##### Input records

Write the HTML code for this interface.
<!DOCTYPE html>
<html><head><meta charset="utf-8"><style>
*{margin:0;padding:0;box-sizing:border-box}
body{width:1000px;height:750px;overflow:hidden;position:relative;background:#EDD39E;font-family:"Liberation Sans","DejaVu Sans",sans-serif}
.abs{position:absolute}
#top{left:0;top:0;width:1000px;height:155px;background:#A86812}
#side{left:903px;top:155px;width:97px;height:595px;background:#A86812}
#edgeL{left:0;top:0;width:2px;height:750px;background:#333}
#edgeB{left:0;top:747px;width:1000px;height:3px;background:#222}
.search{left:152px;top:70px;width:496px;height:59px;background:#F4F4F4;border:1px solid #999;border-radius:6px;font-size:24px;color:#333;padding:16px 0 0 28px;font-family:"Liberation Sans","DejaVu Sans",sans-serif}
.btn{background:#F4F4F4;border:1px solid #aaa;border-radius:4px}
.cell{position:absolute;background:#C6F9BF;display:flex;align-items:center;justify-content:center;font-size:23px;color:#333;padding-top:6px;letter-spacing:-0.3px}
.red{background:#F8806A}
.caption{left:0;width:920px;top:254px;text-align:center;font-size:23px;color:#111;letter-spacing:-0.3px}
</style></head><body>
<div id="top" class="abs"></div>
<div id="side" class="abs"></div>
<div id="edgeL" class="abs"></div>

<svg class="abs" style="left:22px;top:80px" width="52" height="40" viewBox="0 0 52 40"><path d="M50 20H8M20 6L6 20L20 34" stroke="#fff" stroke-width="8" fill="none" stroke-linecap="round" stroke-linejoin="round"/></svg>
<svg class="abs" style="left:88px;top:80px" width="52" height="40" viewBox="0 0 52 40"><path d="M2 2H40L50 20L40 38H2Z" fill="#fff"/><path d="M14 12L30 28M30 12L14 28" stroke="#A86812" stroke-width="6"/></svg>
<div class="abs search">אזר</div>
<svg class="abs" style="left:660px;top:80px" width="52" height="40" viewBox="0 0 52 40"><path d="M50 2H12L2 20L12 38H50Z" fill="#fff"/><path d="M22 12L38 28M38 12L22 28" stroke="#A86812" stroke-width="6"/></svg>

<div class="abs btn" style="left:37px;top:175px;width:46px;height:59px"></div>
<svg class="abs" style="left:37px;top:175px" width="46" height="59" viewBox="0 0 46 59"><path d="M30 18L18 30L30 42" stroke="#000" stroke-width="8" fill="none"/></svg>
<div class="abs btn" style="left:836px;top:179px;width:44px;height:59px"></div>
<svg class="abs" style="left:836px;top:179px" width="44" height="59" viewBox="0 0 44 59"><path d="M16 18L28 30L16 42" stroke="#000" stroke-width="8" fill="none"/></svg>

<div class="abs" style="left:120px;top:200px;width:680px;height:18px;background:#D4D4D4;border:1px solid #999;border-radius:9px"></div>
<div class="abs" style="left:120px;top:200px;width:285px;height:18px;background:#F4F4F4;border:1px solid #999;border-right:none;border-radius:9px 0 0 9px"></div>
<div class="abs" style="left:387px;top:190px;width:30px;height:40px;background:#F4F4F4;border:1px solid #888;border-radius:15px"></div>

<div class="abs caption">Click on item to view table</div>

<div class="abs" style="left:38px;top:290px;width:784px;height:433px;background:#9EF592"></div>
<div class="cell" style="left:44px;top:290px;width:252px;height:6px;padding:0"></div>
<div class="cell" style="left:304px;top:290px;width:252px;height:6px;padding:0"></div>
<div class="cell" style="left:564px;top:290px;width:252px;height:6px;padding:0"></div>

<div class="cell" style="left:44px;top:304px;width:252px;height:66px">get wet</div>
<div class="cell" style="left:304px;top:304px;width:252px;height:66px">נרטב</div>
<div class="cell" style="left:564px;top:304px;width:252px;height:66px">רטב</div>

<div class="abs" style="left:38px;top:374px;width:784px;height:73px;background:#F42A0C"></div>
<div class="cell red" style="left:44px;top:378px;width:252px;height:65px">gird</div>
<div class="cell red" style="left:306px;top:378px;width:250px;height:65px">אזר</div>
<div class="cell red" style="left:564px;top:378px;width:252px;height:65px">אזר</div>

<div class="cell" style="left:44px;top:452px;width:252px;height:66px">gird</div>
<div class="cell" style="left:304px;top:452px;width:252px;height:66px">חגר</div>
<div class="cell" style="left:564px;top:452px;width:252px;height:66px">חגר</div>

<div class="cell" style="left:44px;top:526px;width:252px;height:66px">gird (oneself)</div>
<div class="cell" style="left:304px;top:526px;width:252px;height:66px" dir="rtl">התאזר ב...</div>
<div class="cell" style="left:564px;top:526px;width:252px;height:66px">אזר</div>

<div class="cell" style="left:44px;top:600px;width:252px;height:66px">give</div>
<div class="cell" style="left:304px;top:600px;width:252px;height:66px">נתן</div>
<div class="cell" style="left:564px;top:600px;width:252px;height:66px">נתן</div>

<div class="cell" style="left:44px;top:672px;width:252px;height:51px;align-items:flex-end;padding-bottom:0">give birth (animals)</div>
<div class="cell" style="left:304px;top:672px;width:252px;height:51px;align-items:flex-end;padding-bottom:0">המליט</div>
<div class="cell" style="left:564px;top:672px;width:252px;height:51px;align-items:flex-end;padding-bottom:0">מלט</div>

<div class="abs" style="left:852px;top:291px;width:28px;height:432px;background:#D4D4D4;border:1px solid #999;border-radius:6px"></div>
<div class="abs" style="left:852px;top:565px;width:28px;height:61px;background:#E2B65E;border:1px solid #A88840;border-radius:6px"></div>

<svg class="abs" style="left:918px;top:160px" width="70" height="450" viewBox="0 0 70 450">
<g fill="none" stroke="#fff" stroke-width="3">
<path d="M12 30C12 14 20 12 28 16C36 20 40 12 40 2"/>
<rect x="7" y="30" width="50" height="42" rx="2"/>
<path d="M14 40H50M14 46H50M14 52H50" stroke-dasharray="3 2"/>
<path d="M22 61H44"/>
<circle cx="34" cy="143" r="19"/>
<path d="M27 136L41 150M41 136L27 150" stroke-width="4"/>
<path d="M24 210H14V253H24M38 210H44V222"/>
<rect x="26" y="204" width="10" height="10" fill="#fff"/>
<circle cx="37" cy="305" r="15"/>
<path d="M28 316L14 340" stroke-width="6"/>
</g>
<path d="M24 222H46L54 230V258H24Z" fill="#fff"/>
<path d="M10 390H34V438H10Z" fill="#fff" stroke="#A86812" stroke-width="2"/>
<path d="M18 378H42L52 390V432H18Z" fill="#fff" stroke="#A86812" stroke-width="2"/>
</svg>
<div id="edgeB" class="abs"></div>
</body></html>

##########
##### Input records

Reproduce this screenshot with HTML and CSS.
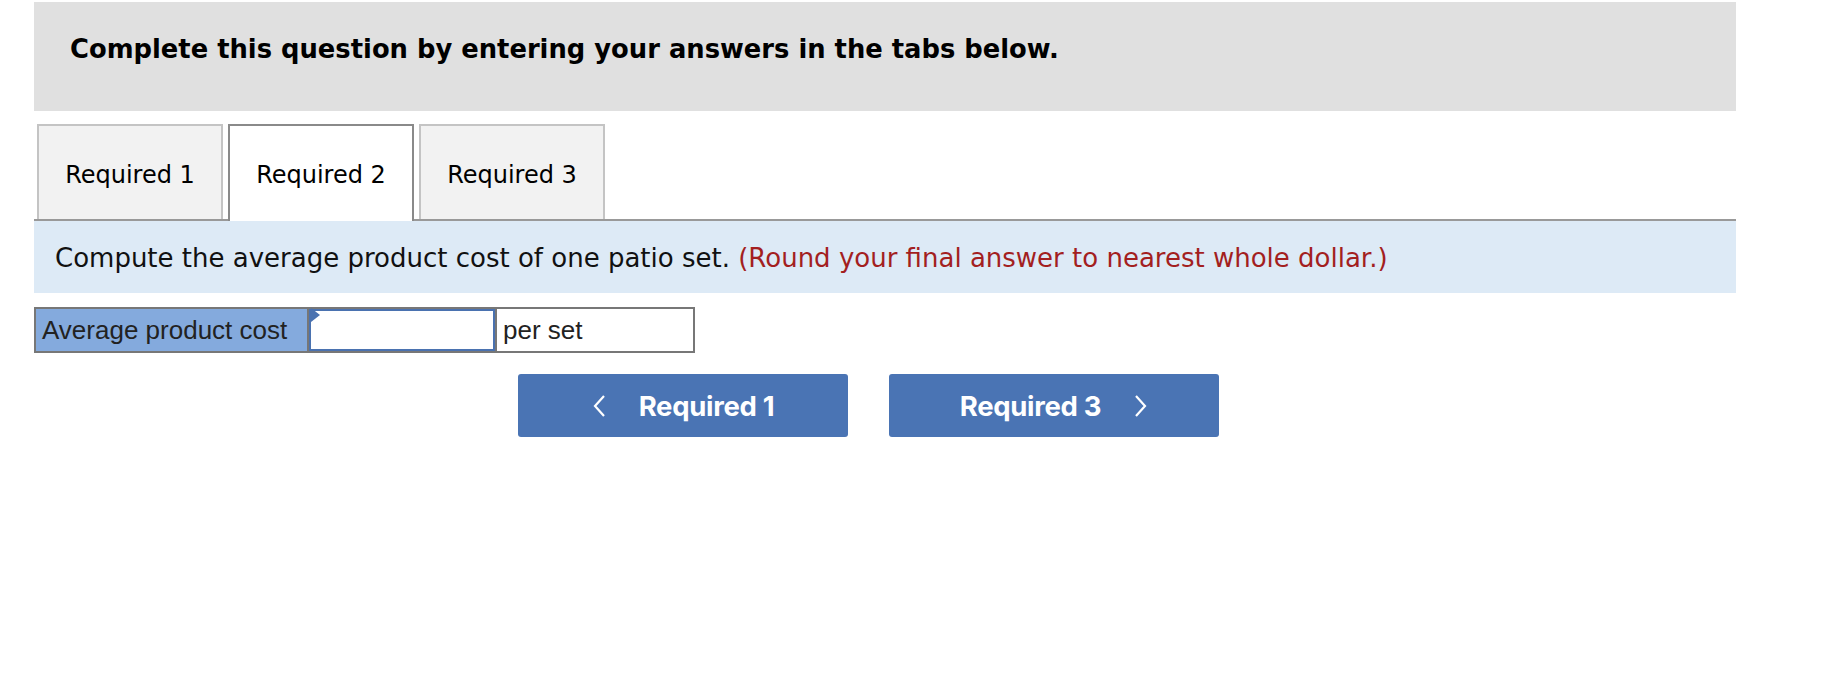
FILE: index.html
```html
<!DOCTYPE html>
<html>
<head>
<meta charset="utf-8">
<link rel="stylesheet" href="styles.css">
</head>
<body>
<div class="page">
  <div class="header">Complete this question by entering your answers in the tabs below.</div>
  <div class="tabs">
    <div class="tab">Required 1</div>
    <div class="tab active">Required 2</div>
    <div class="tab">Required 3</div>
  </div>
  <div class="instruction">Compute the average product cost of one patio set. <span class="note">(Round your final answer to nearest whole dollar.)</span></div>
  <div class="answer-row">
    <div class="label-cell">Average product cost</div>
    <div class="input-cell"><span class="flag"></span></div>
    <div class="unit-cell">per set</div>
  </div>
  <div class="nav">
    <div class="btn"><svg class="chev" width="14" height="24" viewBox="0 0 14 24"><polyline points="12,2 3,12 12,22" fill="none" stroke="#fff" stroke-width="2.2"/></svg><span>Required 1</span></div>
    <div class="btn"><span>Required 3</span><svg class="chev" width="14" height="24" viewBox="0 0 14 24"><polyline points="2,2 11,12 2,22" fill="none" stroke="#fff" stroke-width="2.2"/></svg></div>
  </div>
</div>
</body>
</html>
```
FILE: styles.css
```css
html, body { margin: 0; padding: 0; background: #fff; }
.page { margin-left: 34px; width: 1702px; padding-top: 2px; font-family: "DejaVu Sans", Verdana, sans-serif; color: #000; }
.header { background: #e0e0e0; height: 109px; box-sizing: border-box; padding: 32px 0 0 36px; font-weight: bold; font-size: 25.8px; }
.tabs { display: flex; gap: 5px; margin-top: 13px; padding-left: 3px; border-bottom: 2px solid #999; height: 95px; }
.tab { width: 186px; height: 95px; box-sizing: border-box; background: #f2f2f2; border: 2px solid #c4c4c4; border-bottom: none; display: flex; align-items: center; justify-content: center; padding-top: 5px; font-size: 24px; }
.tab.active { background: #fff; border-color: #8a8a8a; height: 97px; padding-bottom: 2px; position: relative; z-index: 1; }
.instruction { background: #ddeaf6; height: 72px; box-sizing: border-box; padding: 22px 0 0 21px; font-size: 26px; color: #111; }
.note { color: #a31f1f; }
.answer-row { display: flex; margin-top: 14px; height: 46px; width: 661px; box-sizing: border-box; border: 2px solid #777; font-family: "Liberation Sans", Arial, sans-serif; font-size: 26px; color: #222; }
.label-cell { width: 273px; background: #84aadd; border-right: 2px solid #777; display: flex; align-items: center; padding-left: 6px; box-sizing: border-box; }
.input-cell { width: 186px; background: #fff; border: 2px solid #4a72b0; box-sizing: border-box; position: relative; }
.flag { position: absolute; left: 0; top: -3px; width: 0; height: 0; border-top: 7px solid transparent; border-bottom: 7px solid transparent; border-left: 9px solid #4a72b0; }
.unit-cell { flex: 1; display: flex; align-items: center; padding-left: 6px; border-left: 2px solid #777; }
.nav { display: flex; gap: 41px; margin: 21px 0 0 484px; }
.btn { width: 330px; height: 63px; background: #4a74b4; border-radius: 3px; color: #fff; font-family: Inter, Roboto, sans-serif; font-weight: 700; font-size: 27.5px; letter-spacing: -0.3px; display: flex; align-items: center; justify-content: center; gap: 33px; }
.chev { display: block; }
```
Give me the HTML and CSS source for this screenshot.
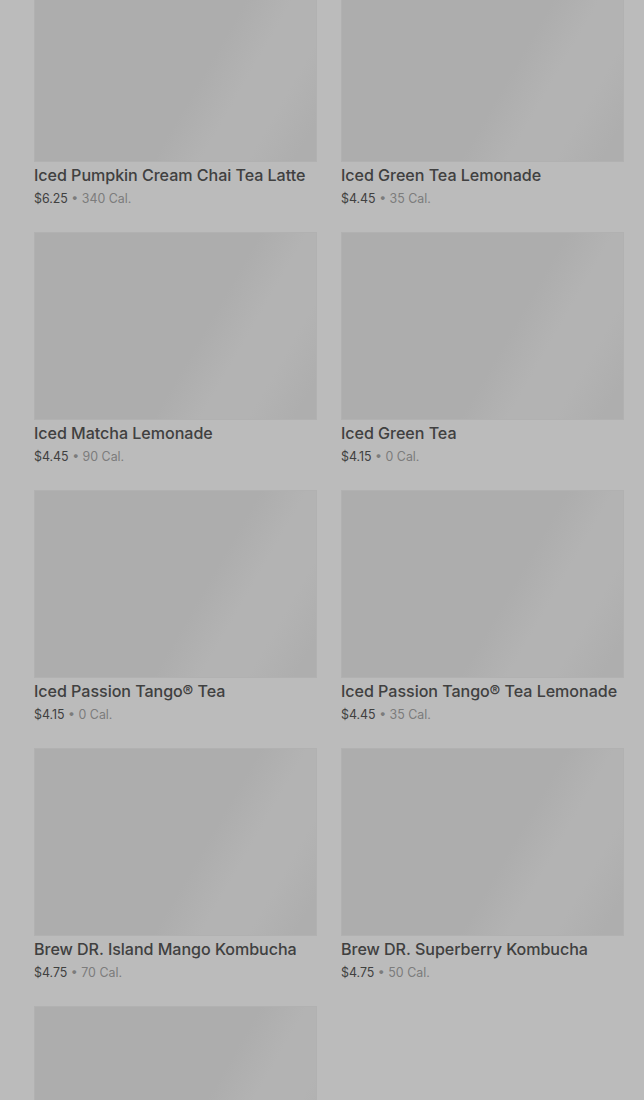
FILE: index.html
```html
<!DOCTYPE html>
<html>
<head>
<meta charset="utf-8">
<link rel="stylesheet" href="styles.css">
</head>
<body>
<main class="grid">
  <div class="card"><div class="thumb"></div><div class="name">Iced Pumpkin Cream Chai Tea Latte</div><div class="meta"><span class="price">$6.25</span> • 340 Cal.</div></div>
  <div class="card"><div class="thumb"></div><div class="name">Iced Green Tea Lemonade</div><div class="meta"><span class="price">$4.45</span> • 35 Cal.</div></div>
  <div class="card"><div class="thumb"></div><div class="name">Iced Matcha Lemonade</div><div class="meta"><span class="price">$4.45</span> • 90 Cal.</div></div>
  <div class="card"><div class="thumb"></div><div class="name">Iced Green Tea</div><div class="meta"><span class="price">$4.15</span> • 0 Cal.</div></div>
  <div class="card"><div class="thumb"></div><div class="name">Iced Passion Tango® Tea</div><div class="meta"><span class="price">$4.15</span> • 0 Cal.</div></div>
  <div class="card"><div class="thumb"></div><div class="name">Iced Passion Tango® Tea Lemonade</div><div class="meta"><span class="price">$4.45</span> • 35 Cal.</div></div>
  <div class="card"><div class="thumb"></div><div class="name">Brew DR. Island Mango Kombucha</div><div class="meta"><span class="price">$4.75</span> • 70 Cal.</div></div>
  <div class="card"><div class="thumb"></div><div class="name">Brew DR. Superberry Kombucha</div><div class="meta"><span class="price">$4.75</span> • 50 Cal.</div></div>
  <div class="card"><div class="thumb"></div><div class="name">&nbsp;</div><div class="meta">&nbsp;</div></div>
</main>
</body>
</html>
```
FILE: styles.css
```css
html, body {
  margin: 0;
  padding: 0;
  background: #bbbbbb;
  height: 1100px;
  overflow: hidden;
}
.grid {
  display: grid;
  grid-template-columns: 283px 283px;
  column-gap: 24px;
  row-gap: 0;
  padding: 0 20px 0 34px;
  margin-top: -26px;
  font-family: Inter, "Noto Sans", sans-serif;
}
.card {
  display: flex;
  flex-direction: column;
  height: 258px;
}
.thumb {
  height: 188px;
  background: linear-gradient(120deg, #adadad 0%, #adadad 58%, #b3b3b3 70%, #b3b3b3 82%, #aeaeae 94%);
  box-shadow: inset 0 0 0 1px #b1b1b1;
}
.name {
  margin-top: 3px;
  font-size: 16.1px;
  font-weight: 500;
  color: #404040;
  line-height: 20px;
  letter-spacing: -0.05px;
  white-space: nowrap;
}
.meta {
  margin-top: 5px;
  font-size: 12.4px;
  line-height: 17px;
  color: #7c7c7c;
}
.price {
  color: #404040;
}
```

##########

• **Direction**
Please list every line of the records that contains "screenshot".

• **Worked solution**
Reproduce this screenshot with HTML and CSS.
Give me the HTML and CSS source for this screenshot.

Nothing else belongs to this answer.